CoReHAR: A Hybrid Deep Network for Video Action Recognition

Document Type : Original Article


Shahid Chamran University of Ahvaz


Automating the processing of videos in applications such as surveillance, sport commentary and activity detection, human-machine interaction, and health/disability care is crucial to their correct functioning. In such video processing tasks, recognition of various human actions is a pivotal component for the correct understanding of videos and making decisions upon it. Accurately recognizing human actions is a complex process, demanding high computing capabilities and intelligent algorithms. Several factors, such as object occlusion, camera movement, and background clutter, further challenge the task and its accuracy, essentially leaving deep learning approaches the only viable option for properly detecting human actions in videos.
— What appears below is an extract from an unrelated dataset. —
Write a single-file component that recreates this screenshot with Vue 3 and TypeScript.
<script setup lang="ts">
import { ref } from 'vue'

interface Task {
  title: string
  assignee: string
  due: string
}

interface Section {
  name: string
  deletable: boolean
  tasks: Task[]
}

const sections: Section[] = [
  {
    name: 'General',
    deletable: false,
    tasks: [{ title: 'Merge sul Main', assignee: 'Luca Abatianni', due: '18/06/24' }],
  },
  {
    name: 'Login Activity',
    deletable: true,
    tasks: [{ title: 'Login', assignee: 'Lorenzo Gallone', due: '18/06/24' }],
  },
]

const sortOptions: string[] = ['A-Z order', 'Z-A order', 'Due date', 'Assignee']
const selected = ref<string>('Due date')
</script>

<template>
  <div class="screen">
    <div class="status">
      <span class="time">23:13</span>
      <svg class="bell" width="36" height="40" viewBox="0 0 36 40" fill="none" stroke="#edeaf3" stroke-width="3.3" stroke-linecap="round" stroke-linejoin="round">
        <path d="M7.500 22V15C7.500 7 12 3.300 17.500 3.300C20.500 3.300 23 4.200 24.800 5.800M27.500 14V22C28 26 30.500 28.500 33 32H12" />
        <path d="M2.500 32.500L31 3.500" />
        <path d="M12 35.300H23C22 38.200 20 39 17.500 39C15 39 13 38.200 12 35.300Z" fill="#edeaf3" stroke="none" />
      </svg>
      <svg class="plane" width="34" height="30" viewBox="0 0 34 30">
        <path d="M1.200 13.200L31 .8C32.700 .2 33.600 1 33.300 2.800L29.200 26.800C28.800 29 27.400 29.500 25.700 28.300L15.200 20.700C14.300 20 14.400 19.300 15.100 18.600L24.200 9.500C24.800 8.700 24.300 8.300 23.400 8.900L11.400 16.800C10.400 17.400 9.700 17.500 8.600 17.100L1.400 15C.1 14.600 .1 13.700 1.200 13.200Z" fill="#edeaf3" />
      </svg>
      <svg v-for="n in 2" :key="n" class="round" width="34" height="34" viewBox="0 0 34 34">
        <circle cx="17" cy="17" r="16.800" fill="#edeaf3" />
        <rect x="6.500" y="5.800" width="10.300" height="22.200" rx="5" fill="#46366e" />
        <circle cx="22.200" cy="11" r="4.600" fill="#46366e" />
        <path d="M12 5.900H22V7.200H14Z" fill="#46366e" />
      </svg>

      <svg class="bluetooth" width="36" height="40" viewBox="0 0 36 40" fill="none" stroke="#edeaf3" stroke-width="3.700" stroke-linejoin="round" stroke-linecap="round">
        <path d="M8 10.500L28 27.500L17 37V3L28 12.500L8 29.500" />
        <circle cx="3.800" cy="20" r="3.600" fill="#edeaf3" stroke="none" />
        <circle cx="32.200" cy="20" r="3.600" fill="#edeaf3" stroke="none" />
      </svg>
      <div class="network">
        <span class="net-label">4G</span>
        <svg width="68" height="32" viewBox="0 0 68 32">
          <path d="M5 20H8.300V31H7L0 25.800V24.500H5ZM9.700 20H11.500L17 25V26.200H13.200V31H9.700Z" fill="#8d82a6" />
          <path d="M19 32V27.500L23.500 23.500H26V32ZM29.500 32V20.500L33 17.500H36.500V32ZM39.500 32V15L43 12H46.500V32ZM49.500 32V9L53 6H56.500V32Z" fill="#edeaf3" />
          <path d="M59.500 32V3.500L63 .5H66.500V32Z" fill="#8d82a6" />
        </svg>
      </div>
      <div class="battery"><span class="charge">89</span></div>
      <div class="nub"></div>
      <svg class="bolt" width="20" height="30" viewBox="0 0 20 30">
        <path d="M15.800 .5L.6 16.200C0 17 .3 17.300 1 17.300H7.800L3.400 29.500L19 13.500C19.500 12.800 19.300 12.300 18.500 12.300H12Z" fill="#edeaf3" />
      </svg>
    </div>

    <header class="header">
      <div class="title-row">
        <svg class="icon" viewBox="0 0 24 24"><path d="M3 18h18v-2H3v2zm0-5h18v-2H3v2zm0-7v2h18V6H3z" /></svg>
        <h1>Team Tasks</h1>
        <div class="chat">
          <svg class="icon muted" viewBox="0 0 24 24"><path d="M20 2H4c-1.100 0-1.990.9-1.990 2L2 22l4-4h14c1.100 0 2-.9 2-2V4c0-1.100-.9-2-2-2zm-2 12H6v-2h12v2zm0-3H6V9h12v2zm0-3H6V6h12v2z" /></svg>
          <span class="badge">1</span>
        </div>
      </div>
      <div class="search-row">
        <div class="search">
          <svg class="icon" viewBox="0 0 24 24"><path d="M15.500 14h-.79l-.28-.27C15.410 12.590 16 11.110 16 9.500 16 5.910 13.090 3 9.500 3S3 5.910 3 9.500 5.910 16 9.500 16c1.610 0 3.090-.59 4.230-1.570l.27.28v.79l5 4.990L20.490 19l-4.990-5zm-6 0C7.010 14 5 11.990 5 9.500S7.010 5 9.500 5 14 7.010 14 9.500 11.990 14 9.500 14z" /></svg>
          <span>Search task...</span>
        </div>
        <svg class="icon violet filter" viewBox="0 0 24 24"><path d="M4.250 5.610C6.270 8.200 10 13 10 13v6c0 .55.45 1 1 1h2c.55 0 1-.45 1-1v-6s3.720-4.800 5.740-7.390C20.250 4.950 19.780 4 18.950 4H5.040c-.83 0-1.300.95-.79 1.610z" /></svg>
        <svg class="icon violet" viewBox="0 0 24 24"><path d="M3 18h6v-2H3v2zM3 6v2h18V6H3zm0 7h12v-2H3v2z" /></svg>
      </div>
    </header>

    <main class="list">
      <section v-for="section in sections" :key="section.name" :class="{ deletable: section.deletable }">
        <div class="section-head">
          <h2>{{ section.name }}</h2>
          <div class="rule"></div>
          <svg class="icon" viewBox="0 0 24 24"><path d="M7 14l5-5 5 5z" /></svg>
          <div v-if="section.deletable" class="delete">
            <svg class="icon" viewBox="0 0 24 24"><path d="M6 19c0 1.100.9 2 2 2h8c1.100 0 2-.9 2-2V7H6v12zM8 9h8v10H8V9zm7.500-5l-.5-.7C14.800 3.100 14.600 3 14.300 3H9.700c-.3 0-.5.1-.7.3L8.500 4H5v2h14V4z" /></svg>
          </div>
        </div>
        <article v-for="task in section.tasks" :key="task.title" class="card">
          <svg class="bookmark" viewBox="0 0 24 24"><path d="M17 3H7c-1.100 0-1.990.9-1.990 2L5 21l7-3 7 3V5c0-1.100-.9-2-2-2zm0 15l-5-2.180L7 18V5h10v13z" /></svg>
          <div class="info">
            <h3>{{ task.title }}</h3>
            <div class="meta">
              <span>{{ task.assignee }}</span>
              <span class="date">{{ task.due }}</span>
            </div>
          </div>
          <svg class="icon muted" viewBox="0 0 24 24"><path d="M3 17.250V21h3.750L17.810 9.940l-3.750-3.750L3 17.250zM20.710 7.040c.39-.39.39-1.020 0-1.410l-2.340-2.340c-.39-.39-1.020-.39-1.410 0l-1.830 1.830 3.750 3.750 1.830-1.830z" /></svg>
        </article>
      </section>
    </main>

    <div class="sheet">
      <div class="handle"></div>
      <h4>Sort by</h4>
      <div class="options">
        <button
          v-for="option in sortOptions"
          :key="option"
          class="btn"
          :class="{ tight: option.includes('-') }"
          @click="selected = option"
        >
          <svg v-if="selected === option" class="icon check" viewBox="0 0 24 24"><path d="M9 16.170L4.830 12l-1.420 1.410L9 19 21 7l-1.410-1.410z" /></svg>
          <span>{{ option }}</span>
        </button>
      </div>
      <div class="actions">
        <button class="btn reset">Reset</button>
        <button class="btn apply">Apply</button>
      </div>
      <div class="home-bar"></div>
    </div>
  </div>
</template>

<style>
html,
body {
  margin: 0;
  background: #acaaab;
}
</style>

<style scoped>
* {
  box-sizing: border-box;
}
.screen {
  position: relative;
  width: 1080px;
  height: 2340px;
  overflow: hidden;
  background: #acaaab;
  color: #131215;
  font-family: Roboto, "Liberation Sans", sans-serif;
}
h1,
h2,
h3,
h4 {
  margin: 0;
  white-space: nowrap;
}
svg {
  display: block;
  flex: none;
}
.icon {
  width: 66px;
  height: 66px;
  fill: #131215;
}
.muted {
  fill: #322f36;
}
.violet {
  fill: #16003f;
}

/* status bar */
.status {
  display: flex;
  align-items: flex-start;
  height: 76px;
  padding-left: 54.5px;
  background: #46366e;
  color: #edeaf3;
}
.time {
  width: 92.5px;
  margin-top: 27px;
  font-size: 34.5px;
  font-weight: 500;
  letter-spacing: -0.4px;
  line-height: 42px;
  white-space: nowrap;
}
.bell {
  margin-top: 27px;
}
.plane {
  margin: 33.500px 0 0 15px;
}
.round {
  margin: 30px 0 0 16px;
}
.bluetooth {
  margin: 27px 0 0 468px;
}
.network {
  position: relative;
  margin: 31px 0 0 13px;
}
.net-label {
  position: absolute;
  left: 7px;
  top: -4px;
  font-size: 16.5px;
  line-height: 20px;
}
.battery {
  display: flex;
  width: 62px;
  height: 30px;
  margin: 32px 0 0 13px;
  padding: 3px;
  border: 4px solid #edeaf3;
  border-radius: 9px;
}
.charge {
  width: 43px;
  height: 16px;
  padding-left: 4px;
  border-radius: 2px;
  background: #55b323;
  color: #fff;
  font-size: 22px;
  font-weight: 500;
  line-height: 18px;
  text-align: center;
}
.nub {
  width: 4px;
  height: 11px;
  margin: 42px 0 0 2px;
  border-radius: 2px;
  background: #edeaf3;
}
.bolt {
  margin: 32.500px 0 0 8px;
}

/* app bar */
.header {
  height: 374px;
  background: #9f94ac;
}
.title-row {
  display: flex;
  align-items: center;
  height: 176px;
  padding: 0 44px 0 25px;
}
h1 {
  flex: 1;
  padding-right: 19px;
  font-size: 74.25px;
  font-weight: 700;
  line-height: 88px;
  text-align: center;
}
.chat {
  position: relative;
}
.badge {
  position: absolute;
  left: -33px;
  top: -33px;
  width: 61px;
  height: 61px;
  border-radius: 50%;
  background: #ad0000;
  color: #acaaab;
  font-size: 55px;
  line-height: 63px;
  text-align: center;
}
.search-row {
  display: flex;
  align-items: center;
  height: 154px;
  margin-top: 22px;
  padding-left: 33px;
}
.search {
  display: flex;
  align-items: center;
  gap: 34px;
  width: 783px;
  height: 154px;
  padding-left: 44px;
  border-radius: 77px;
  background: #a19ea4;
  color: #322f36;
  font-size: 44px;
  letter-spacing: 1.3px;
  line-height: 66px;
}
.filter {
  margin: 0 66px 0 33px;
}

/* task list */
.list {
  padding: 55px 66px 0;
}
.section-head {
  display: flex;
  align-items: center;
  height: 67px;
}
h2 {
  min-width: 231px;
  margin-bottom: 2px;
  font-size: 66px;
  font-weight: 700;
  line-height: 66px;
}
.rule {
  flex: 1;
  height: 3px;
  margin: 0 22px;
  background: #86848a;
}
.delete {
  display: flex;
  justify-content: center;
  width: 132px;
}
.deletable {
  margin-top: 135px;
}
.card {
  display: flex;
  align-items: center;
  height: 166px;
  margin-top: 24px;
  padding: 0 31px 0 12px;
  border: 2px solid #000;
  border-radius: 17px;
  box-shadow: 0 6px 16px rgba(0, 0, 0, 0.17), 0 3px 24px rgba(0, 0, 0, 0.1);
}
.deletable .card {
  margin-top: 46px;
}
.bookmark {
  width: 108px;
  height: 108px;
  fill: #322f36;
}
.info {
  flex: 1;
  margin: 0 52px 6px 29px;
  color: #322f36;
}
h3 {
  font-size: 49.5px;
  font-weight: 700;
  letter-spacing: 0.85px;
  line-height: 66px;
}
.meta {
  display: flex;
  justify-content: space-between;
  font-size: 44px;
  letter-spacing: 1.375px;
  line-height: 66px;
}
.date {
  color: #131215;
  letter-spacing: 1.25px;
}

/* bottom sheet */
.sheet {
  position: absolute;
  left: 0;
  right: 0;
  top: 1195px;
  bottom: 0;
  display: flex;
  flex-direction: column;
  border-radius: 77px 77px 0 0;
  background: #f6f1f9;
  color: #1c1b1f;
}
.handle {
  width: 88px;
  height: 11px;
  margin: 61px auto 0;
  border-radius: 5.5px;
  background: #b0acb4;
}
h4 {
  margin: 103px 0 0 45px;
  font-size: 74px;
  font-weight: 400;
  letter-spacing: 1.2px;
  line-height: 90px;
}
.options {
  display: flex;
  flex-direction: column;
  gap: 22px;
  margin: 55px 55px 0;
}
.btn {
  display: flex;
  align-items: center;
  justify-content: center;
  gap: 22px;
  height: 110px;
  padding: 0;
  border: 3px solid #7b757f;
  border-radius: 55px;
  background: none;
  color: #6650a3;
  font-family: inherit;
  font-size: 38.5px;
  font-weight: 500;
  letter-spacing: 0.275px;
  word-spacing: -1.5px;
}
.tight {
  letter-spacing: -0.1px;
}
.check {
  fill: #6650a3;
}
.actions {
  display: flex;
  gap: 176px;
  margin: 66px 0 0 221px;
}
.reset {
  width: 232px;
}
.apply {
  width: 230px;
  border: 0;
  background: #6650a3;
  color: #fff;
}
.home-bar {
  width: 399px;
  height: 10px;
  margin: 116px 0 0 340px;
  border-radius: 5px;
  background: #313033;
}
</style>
In this study, we propose CoReHAR, a novel Human Action Recognition method that employs both deep Convolutional and Recurrent neural networks on raw video frames. Using the pre-trained ResNet152 CNN, deep features are initially extracted from video frames. The sequential information of the frames is then learned using DB-LSTM RNN. Multiple stacked layers in forward and backward passes of the DB-LSTM provide increased network depth for higher accuracy. A number of techniques are also applied to improve CoReHAR’s processing speed on heterogeneous GPU-enabled systems. The proposed method is evaluated using PyTorch, and is compared to the state-of-the-art methods, showing a considerable efficiency increase, with nearly 95% recognition accuracy measured as an average over all splits of the challenging UCF101 dataset.